═════ Material for the task ═════

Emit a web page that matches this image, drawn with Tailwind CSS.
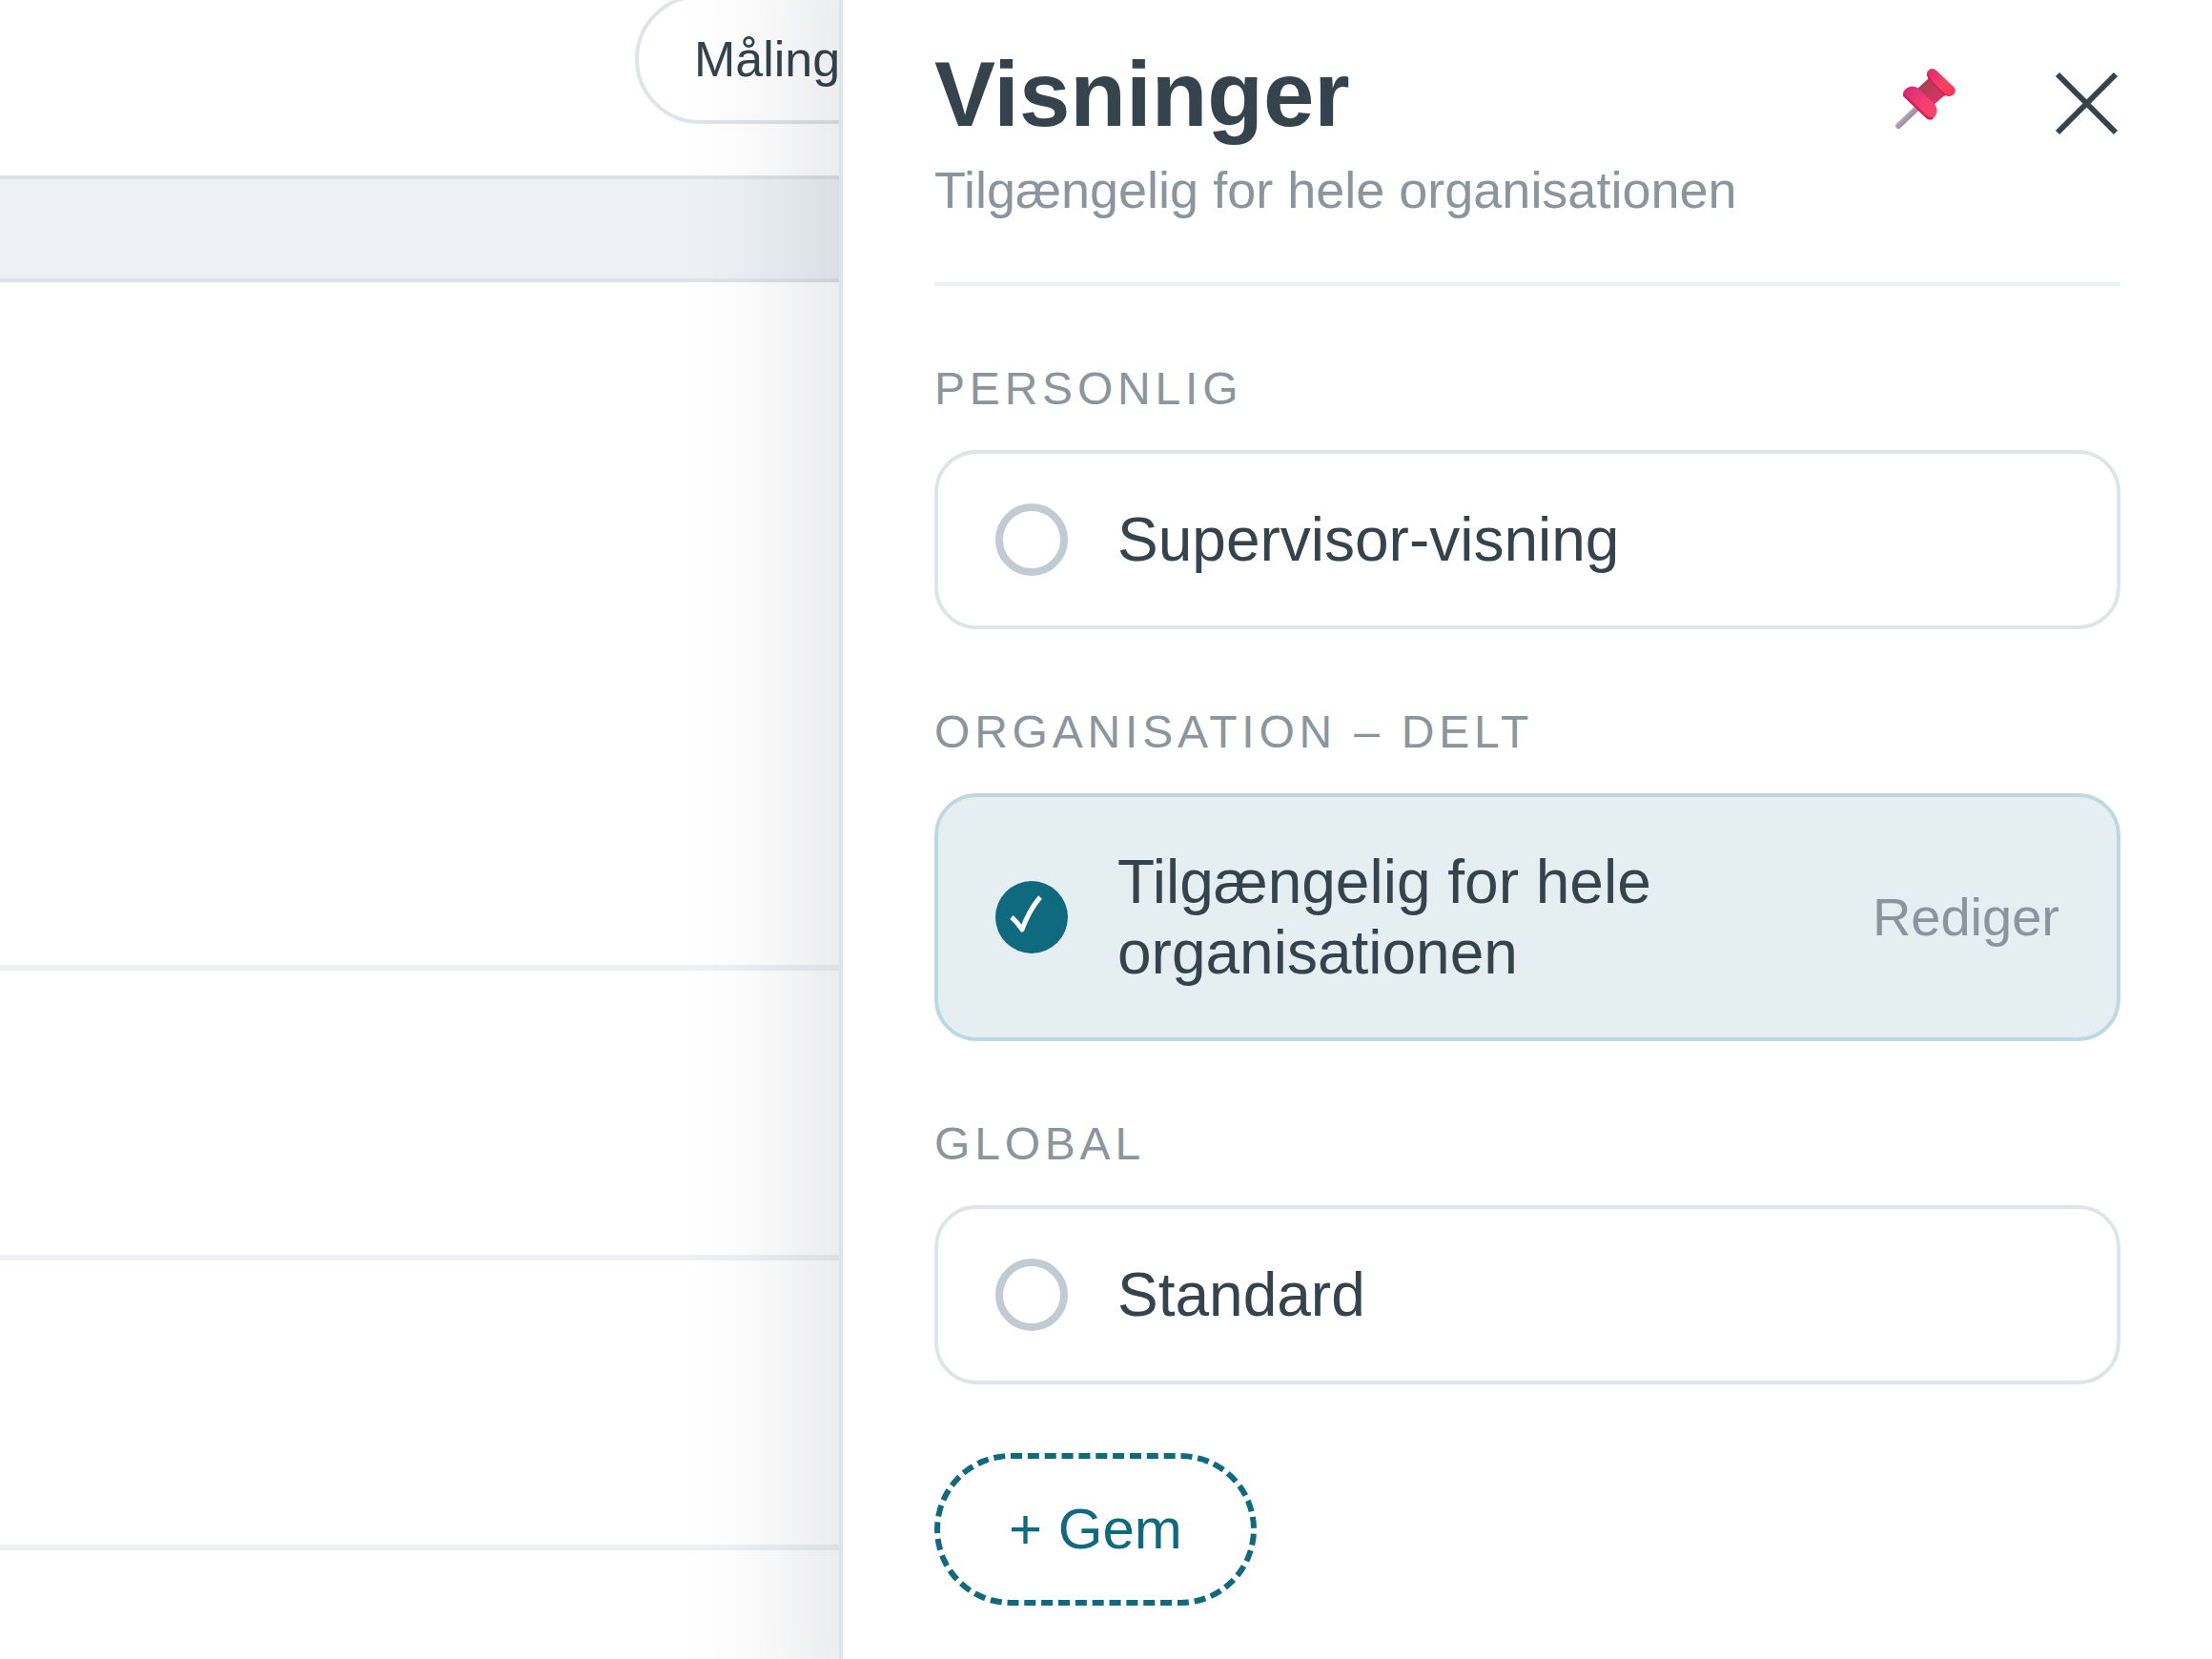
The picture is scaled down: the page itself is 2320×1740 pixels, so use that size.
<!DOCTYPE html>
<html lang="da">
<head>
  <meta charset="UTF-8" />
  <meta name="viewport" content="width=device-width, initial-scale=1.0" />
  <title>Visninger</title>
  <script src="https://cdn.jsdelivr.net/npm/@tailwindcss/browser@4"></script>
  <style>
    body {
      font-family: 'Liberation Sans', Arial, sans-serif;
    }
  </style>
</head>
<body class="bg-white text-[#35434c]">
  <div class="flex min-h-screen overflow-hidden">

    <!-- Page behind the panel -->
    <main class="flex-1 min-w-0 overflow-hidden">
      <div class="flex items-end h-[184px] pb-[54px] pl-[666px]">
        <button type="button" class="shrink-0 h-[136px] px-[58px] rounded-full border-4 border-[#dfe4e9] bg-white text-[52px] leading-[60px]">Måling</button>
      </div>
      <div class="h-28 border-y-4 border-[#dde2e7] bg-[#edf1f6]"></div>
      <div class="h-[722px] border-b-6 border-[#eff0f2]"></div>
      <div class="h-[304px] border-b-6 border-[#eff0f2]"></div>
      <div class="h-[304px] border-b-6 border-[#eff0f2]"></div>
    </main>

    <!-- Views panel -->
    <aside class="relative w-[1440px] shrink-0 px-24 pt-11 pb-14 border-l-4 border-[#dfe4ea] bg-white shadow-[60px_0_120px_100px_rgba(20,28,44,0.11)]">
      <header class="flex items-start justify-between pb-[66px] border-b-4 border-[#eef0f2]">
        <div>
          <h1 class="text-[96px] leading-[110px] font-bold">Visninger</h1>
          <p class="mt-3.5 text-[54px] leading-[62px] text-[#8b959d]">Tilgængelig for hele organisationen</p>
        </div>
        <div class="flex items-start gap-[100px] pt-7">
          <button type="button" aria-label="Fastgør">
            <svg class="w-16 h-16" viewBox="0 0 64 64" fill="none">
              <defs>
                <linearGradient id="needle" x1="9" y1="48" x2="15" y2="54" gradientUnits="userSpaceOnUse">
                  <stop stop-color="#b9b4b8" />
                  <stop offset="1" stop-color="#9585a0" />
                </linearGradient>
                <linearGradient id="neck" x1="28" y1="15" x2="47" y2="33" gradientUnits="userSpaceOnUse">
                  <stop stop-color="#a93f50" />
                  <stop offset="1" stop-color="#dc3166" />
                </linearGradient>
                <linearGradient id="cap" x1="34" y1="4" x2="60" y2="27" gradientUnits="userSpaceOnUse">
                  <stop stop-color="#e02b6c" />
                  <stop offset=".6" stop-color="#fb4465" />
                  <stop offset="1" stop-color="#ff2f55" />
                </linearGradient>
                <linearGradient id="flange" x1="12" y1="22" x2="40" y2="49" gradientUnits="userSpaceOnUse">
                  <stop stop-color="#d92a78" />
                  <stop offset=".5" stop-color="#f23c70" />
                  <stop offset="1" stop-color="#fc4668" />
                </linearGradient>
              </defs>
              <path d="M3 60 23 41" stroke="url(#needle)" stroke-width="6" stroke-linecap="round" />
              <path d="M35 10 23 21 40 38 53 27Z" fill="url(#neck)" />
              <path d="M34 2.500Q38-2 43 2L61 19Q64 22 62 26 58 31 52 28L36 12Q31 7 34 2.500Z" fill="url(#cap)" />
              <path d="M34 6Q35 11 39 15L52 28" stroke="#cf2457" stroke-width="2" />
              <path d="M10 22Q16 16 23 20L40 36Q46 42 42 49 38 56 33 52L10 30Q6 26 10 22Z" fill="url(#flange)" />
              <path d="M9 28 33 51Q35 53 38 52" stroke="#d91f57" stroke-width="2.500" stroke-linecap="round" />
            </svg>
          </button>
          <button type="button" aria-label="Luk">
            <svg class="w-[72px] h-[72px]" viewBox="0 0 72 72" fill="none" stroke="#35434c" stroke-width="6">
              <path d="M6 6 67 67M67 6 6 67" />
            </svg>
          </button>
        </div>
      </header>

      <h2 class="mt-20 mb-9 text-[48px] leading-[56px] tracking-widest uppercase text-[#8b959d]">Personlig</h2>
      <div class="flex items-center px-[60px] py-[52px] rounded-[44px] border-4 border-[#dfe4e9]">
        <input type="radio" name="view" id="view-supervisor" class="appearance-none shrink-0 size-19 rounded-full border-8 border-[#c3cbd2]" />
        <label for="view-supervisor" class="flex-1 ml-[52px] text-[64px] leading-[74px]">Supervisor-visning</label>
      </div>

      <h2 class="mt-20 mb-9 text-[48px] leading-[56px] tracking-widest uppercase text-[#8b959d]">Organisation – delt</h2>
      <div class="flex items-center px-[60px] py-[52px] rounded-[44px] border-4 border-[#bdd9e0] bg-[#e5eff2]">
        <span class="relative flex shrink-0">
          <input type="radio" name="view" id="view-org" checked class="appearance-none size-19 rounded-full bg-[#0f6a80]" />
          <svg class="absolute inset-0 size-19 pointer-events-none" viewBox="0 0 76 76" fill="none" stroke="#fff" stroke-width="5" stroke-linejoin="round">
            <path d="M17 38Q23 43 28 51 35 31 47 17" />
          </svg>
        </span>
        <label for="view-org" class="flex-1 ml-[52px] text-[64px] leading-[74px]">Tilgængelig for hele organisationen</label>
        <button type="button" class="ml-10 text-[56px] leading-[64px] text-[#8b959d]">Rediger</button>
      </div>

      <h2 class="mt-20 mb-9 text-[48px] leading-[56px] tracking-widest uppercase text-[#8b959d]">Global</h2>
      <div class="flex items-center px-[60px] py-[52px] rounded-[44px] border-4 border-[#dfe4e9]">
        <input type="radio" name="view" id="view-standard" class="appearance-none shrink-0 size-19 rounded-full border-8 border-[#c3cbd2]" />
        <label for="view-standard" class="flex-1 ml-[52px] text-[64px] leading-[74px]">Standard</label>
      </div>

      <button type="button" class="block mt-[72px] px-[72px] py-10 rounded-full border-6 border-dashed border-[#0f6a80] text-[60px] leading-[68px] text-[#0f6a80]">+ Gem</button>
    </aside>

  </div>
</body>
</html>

═════
═════ Material for the task ═════

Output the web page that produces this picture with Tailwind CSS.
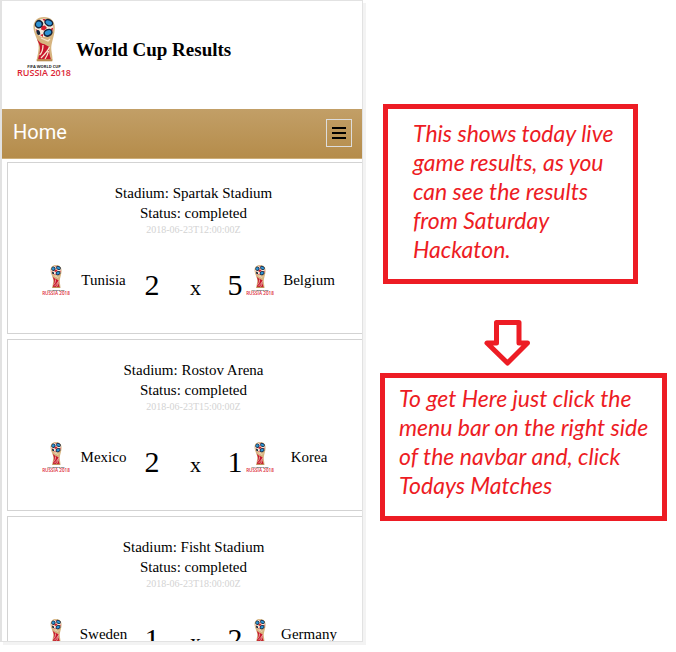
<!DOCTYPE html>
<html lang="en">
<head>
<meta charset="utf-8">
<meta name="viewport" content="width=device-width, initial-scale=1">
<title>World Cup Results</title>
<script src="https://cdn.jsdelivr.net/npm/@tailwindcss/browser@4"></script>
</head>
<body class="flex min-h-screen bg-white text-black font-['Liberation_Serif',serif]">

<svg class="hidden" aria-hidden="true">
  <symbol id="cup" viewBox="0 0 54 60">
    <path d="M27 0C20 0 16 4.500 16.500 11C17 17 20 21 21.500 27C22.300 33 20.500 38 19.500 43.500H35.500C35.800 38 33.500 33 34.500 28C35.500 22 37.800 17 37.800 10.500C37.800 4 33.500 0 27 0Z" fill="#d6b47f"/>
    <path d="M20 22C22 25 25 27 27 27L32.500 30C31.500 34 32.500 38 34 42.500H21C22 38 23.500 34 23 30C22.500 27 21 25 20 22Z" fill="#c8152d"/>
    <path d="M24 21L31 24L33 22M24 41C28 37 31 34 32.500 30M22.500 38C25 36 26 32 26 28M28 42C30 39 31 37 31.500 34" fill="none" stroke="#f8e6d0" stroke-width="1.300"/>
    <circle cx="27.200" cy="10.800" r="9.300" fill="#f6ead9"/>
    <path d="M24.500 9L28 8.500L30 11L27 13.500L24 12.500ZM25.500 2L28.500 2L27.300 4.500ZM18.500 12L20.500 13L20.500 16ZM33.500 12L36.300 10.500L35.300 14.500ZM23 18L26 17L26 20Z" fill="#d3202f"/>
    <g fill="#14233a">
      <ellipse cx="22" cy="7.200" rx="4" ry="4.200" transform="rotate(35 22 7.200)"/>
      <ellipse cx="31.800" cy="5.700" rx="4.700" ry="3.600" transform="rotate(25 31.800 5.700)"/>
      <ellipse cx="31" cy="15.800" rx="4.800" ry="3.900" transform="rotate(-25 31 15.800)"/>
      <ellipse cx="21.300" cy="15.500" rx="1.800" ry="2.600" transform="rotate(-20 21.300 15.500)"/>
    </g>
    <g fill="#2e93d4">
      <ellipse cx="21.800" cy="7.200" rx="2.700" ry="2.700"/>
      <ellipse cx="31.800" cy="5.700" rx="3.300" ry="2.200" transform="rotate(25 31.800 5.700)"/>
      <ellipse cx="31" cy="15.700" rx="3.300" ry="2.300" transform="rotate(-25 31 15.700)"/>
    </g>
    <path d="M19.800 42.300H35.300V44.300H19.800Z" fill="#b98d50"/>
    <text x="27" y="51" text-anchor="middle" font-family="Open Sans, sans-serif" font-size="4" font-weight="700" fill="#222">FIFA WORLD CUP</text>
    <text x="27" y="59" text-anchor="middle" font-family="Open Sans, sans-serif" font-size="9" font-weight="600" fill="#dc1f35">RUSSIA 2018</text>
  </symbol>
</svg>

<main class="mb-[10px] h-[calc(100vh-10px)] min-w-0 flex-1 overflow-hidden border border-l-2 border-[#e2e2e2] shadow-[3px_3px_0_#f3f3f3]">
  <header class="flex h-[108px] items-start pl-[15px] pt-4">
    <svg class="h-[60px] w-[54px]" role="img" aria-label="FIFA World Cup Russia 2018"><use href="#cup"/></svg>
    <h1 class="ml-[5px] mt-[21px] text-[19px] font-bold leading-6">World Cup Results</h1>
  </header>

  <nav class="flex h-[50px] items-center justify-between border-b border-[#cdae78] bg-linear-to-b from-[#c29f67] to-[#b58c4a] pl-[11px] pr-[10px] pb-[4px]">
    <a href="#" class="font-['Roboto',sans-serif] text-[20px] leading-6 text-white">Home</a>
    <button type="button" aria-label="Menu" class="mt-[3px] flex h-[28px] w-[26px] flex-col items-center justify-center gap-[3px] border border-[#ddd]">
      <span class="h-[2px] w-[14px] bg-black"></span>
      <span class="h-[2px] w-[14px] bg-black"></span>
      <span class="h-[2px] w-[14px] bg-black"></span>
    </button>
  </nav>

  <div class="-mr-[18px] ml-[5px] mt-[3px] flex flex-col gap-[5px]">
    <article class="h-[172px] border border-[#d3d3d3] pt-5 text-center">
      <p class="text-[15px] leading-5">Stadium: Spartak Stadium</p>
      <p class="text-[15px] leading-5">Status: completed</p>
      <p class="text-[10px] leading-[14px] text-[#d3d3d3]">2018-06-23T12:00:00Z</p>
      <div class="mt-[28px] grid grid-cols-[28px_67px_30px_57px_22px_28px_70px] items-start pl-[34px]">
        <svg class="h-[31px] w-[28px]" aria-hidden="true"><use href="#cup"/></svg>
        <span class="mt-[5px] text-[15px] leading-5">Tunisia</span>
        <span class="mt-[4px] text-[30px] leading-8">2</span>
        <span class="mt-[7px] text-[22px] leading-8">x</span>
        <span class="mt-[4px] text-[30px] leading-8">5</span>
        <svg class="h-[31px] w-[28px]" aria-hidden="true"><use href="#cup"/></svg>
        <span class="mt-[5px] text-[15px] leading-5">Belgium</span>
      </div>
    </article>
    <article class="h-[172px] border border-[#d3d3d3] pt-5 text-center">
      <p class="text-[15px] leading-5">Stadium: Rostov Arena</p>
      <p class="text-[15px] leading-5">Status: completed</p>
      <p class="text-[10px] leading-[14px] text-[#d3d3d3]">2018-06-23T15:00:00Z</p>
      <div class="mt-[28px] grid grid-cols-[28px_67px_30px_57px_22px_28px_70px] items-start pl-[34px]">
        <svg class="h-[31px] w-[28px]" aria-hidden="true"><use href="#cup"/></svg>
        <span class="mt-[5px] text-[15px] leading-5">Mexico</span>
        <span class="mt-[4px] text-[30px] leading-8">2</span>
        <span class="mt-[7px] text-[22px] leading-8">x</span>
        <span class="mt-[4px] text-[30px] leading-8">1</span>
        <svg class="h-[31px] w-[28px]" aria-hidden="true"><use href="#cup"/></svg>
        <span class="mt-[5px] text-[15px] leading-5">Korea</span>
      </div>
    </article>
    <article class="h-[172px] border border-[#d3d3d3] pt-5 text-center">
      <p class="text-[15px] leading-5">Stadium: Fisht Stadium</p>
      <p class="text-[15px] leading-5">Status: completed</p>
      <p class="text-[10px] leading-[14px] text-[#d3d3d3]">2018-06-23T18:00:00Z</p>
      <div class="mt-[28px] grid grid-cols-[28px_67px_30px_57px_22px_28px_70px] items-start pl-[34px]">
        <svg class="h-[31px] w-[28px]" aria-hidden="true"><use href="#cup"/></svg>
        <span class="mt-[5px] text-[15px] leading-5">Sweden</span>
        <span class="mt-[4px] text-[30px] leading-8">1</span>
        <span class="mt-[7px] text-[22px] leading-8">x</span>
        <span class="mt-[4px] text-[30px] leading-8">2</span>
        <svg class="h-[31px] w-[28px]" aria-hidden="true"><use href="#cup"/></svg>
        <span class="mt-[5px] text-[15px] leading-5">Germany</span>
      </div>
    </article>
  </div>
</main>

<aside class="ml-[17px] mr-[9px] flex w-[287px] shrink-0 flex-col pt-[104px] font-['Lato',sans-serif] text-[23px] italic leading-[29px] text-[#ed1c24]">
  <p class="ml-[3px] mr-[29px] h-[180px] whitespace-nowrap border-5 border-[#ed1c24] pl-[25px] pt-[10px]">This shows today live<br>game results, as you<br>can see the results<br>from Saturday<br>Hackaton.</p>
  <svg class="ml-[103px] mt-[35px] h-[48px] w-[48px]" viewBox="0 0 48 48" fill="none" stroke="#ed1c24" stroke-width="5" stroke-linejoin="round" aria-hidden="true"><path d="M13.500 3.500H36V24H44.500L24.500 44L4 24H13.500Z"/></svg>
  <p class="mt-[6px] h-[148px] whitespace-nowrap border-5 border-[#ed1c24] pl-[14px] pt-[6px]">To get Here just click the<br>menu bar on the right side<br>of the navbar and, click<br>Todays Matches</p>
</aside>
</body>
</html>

═════

Your task
Extract exactly, and only, the lines from the one with "Output the web" to the one with "min-h-screen bg-white text-black", both ends counted. Leave the images behind.

The response
Output the web page that produces this picture with Tailwind CSS.
<!DOCTYPE html>
<html lang="en">
<head>
<meta charset="utf-8">
<meta name="viewport" content="width=device-width, initial-scale=1">
<title>World Cup Results</title>
<script src="https://cdn.jsdelivr.net/npm/@tailwindcss/browser@4"></script>
</head>
<body class="flex min-h-screen bg-white text-black font-['Liberation_Serif',serif]">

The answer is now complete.